The department's recently completed four-day marathon of hearings featured the usual suspects trotting out the usual arguments — and self-funded studies — for or against the rule.

As the Labor Department moves ever closer to a final fiduciary standard rule, the rhetoric, predictably, has reached fever pitch.
The department’s recently completed four-day marathon of hearings featured the usual suspects trotting out the usual arguments — and self-funded studies — for or against the rule.

Industry representatives insisted that the rule as proposed is too expansive and would significantly limit the choice of products for investors, raise the cost of advice and generally wreak havoc with retirement plans and savers.

The Labor Department says the rule is needed to insure brokers don’t put clients in high-fee products that could erode retirement savings, and proponents argued that the rule, while perhaps needing some clarifications and tweaks, is pretty spot on.

Seventy-five witnesses spoke over the four days, and the Labor Department has opened a new public comment period that is scheduled to end approximately two weeks after the hearing transcript is posted. It would appear the department is doing all it can to gather input from all sides.

While the hearings gave interested parties a soapbox on which to repeat their arguments, they offered precious little new information or insight.

Indeed, as Duane Thompson, senior policy analyst for Fi360, a fiduciary-duty consulting firm, told InvestmentNews reporter Mark Schoeff before the hearing, “It’s more of a political exercise than anything else.”

But as the DOL inches toward the fiduciary finish line, foes are becoming particularly virulent in their opposition, as if a fiduciary standard for retirement plan brokers would pave a slippery slope to the end of the world as we know it. At the very least, one can hear the gears of lawsuits beginning to turn so they’ll be at full speed when a final rule is promulgated.

OLD CANARD

Despite all the noise — and it is noise — there remains no valid reason why brokers working with 401(k) and individual retirement accounts cannot place their clients’ interests ahead of their own.
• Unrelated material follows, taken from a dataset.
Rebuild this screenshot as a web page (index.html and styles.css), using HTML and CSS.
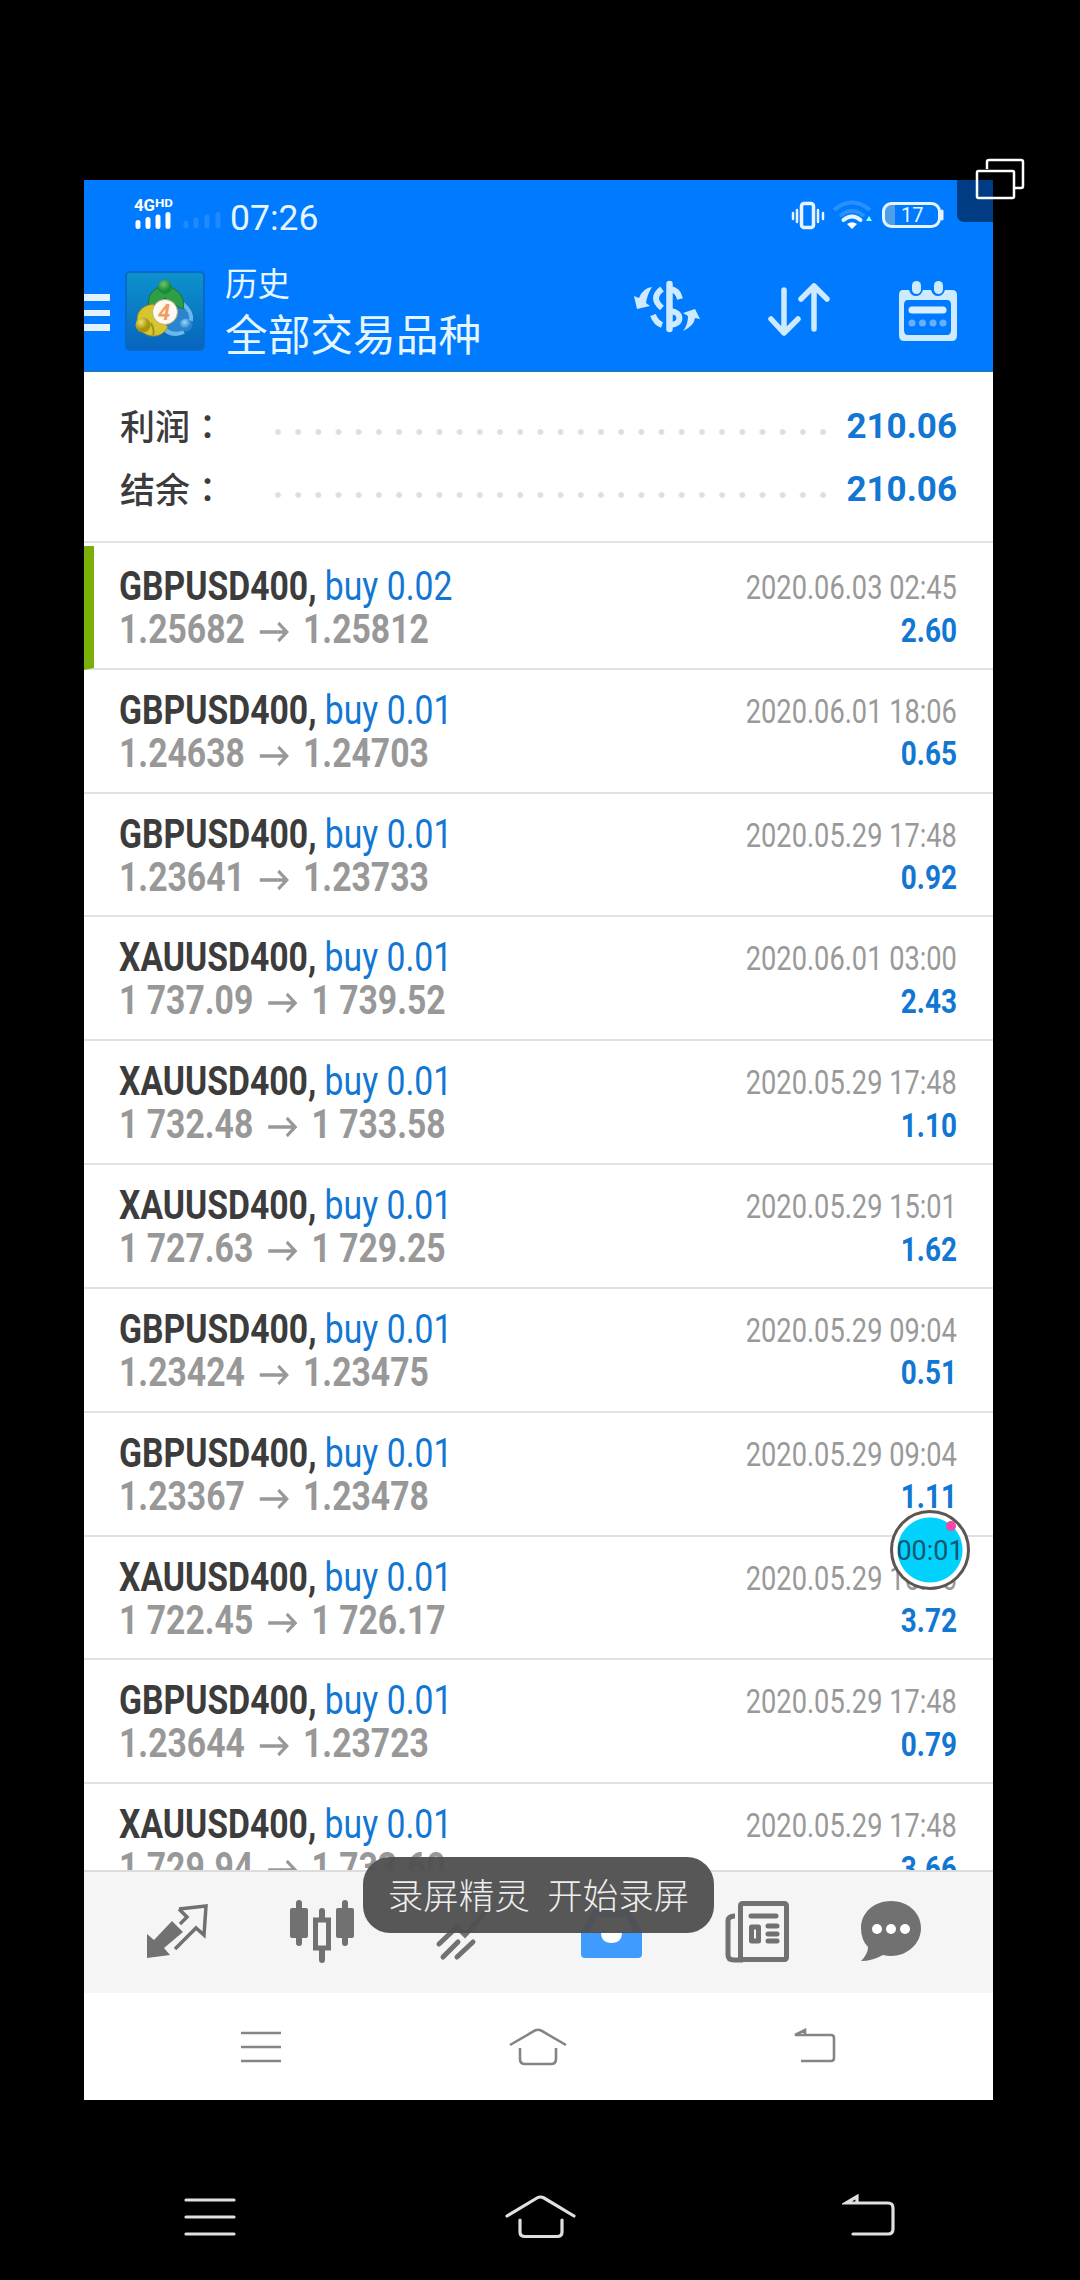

The suggestion, based on data not independently verified, that a fiduciary rule for such brokers would limit choice and raise costs for investors is an old canard that makes for great headlines but fails the smell test.

In 2010, Michael Finke and Thomas P. Langdon, both certified financial planners, took an in-depth look at brokers, dividing them into those who worked in states that apply a strict fiduciary standard, those in states with a limited fiduciary standard and those in states that apply no fiduciary standard.

Their study, in which they polled 544,000 registered representatives, found no evidence that a fiduciary standard on brokers would have a material impact on their business.

“Imposition of a universal fiduciary standard among financial advisers may result in a net welfare gain to society, and in particular to consumers who are ill-equipped to reduce agency costs on their own by more closely monitoring an adviser with superior information, although this will likely occur at the expense of the broker-dealer industry,” the authors concluded. “These results provide evidence that the industry is likely to operate after the imposition of fiduciary regulation in much the same way it did prior to the proposed change in market conduct standards that currently exist for brokers.”

Here’s an idea: With just 19% of Americans saving more for their retirement today than they were a year ago and 14% saving less (not to mention the 10% who contributed nothing to their retirement accounts this year or last year), according to Bankrate.com, how about fiduciary rule opponents get together to help Americans actually save for retirement.